The story centres on Yoko (Yo Hitoto), a young journalist researching the life of the real-life Taiwanese musician, Jian Wenye. As with Ozu, the film carefully depicts the realities of urban everyday life, devoid of spectacle but concentrating instead on the routine. However, whereas this is usually associated with gritty drama, here the director finds comfort and serenity, celebrating the ordinary, his long and often silent takes inviting us to take time and really look at the little things that so often pass us by.

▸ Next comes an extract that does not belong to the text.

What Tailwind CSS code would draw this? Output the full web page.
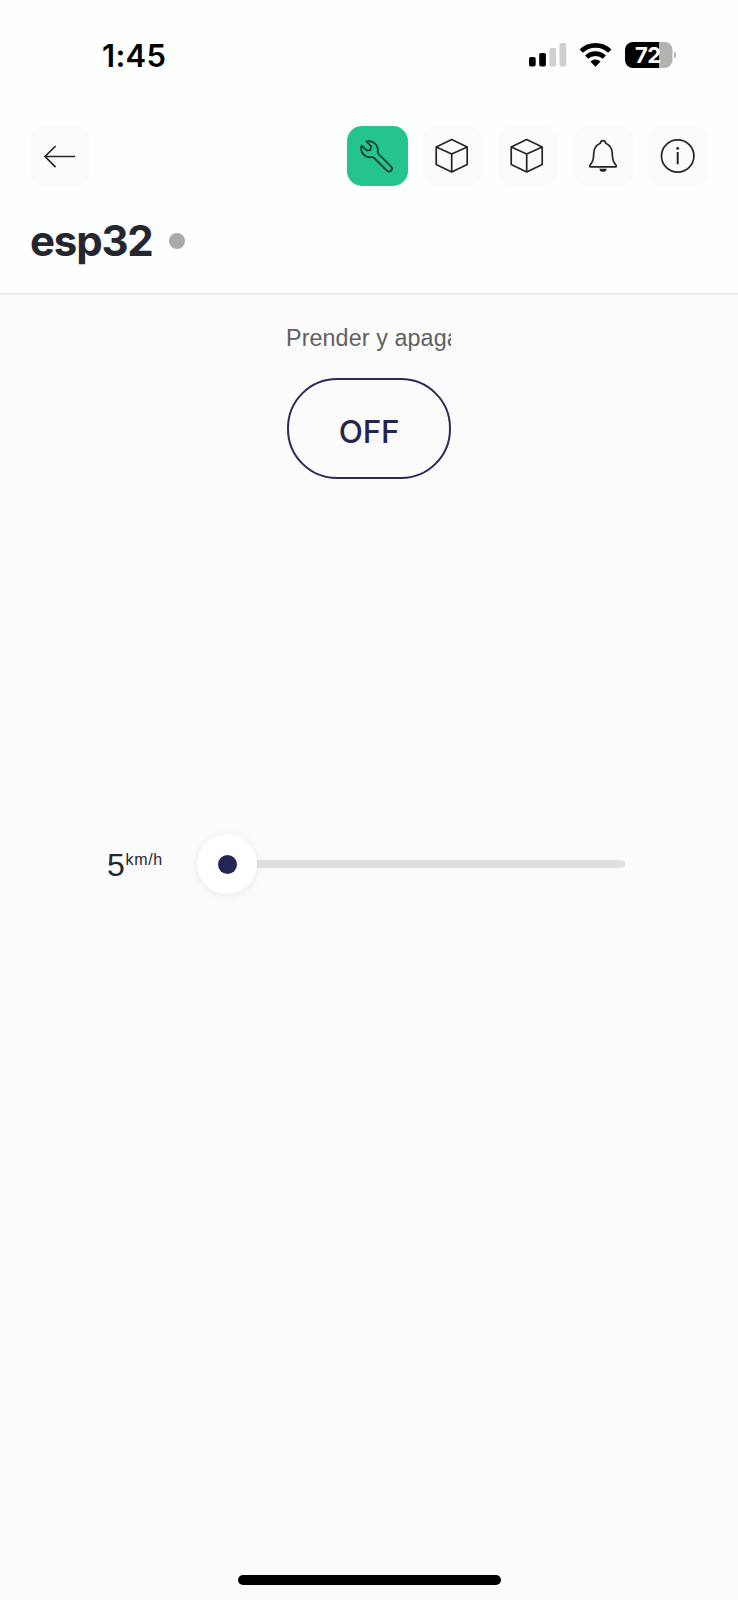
<!DOCTYPE html>
<html lang="es">
<head>
<meta charset="utf-8">
<title>esp32</title>
<script src="https://cdn.jsdelivr.net/npm/@tailwindcss/browser@4"></script>
</head>
<body class="bg-[#fbfbfb]">
<div class="flex h-[1600px] w-[738px] flex-col overflow-hidden font-['Inter','Liberation_Sans',sans-serif] text-[#26262e]">
  <header class="h-[295px] shrink-0 border-b-2 border-[#edefef] bg-[#fdfefe]">
    <div class="flex h-[126px] items-start pt-[36px] pl-[102px] pr-[62px]">
      <div class="pt-px text-[31px] leading-[38px] font-semibold tracking-[0.3px] text-black">1:45</div>
      <svg class="ml-auto" width="150" height="38" viewBox="526 36 150 38">
        <g fill="#000"><rect x="529" y="57" width="6.7" height="9.6" rx="1.8"/><rect x="539.2" y="53" width="6.7" height="13.6" rx="1.8"/></g>
        <g fill="#cfcfcf"><rect x="549.4" y="48" width="6.7" height="18.6" rx="1.8"/><rect x="559.5" y="43" width="6.7" height="23.6" rx="1.8"/></g>
        <g fill="none" stroke="#000" stroke-width="4.6"><path d="M581.2 51.2a20.5 20.5 0 0 1 28.6 0"/><path d="M586.6 57.200a12.8 12.8 0 0 1 17.8 0"/></g>
        <path d="M590.8 61.6a7 7 0 0 1 9.4 0L595.5 66.4z" fill="#000" stroke="#000" stroke-width="0.6"/>
        <path d="M659 42h5.500a8 8 0 0 1 8 8v10a8 8 0 0 1-8 8H659z" fill="#b3b3b3"/>
        <path d="M659 42h-26a8 8 0 0 0-8 8v10a8 8 0 0 0 8 8h26z" fill="#000"/>
        <path d="M674 51.500q2.300 1 2.300 3.500t-2.300 3.500z" fill="#b3b3b3"/>
        <text x="635" y="62.700" font-size="22" font-weight="700" letter-spacing="-0.6" fill="#fff">72</text>
      </svg>
    </div>
    <nav class="flex gap-[15px] px-[30px]">
      <div class="mr-auto size-[60px] rounded-[15px] bg-[#fbfbfb]">
        <svg width="60" height="60" fill="none" stroke="#26262a" stroke-width="1.700"><path d="M45.200 30.500H15M25.600 20 15 30.500l10.600 10.700"/></svg>
      </div>
      <div class="h-[60px] w-[61px] rounded-[15px] bg-[#25c48f]">
        <svg width="60" height="60" fill="none" stroke="#12392d" stroke-width="1.700" stroke-linejoin="round"><path d="M14.500 19.600 19.800 24.400 23.400 24.200 24.200 20.200 19.400 15.500C25 14 31.500 18 30.800 25.500Q30.700 27 31.500 28L44.200 40.500C46.800 43.400 42.800 47.300 39.900 44.700L27 31.800Q26.200 31 24.800 31.200C17.500 32 12.800 26 14.500 19.600Z"/></svg>
      </div>
      <div class="size-[60px] rounded-[15px] bg-[#fbfbfb]">
        <svg width="60" height="60" fill="none" stroke="#26262a" stroke-width="1.700" stroke-linejoin="round"><path d="M28.700 13.600 44.200 21v17.600L28.700 46 13.200 38.600V21zM13.200 21 28.700 28 44.200 21M28.700 28V46"/></svg>
      </div>
      <div class="size-[60px] rounded-[15px] bg-[#fbfbfb]">
        <svg width="60" height="60" fill="none" stroke="#26262a" stroke-width="1.700" stroke-linejoin="round"><path d="M28.700 13.600 44.200 21v17.600L28.700 46 13.200 38.600V21zM13.200 21 28.700 28 44.200 21M28.700 28V46"/></svg>
      </div>
      <div class="size-[60px] rounded-[15px] bg-[#fbfbfb]">
        <svg width="60" height="60" fill="none" stroke="#26262a" stroke-width="1.700" stroke-linejoin="round"><path d="M27.300 17.200Q27.900 14.600 30 14.600T32.700 17.200C36.800 19 39 22 39.200 26.500C39.300 34 40.500 36 43 39.200Q43.700 40.800 42.500 40.800H17.500Q16.300 40.800 17 39.200C19.500 36 20.700 34 20.800 26.500C21 22 23.200 19 27.300 17.200Z"/><path d="M26.400 42.800h7.200q-.4 3-2.600 3h-2q-2.200 0-2.600-3z" fill="#26262a" stroke="none"/></svg>
      </div>
      <div class="size-[60px] rounded-[15px] bg-[#fbfbfb]">
        <svg width="60" height="60" fill="none" stroke="#26262a" stroke-width="1.700"><circle cx="29.700" cy="30" r="16.200"/><path d="M29.700 26v12.300" stroke-width="2"/><circle cx="29.700" cy="22.400" r="1.400" fill="#26262a" stroke="none"/></svg>
      </div>
    </nav>
    <div class="flex items-center gap-[17px] pt-[29px] pl-[30px]">
      <h1 class="w-[122px] text-[42px] leading-[52px] font-bold tracking-[-1.2px]">esp32</h1>
      <span class="size-[15.500px] shrink-0 rounded-full bg-[#a9a9a9]"></span>
    </div>
  </header>
  <main class="flex grow flex-col">
    <section class="mx-auto w-[164px] pt-[28px]">
      <div class="overflow-hidden font-['Liberation_Sans',sans-serif] text-[23.300px] leading-[30px] tracking-[0.1px] -indent-px whitespace-nowrap text-[#616161]">Prender y apagar</div>
      <button class="mt-[25px] flex h-[101px] w-[164px] items-center justify-center rounded-[50px] border-2 border-[#2a2a58] pt-[7px] text-[31.500px] font-medium tracking-[-0.3px] text-[#24244f]">OFF</button>
    </section>
    <section class="mt-[355px] flex h-[60px] items-center pl-[107px]">
      <div class="flex w-[90px] items-start pt-[2px] font-['Liberation_Sans',sans-serif] text-[32px] leading-[38px]"><span class="w-[18.500px]">5</span><span class="text-[16px] leading-[28px] tracking-[0.7px]">km/h</span></div>
      <div class="z-10 flex size-[60px] items-center justify-center rounded-full bg-white shadow-[0_1px_8px_rgba(0,0,0,0.08)]"><span class="size-[19px] rounded-full bg-[#242556]"></span></div>
      <div class="-ml-1 h-[7.500px] w-[372px] rounded-r-full bg-[#e0e0e0]"></div>
    </section>
    <div class="mx-auto mt-auto mb-[15px] h-[10px] w-[263px] rounded-full bg-black"></div>
  </main>
</div>
</body>
</html>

Yoko was raised by her uncle in rural Yubari, her parents having divorced when she was young. However, she now enjoys a good relationship with her father and stepmother. But, as in everyone’s life, there are moments that disturb the daily routines and so it is with Yoko when she announces to her family that she is pregnant and has no intention of marrying the father, a former student of hers who now makes umbrellas for a living. One of the underlying themes here is the transition between generations, what seems scandalous to one is less so to the other, exploring the past mingling with the present, and the echo of the future in Yoko’s unborn child. In these scenes, the drama is in the situation itself rather than being highlighted by the performances and the attention is on the relationships between the characters rather than their reactions to the event.

During the course of her research, Yoko makes friends with a bookseller, Hajime (Tadanobu Asano) and together they share many coffees together, talking about very little, or else riding on trains. Hajime likes to record the noise of trains, and passengers. While the two don’t speak whilst he is emersed in his hobby, the comfortable solitude speaks volumes about their relationship, whilst the noise of the trains provides a counterpoint to the tranquil narrative, a sense of the world moving around them. Hajime feels a love towards Yoko but is unable to express it; it doesn’t matter, the subtle interaction between them says it all.

Ultimately, Café Lumiere is a film in which very little happens during life-changing events. The inevitable transition that Yoko finds herself going through is not dramatically signposted but instead we see her adapting to the changes, as everyone does when changes come, and evaluating her life and finding peace and acceptance with what she has.

Hsiao-Hsien wished to capture the “spirituality” of Ozu in his picture, and in that sense he seems to have succeeded. One could argue that the cinematic references to Ozu – the abundance of train and train tracks, the long takes, the device of splitting the screen by way of doorways – are somewhat overt, but overall he has managed to deploy these recognisable Ozu motifs and apply them to a suitably Ozu styled theme and setting, and yet still demonstrate his own skill as a director and filmmaker with a beautifully poetic minimalist and relevant modern tale.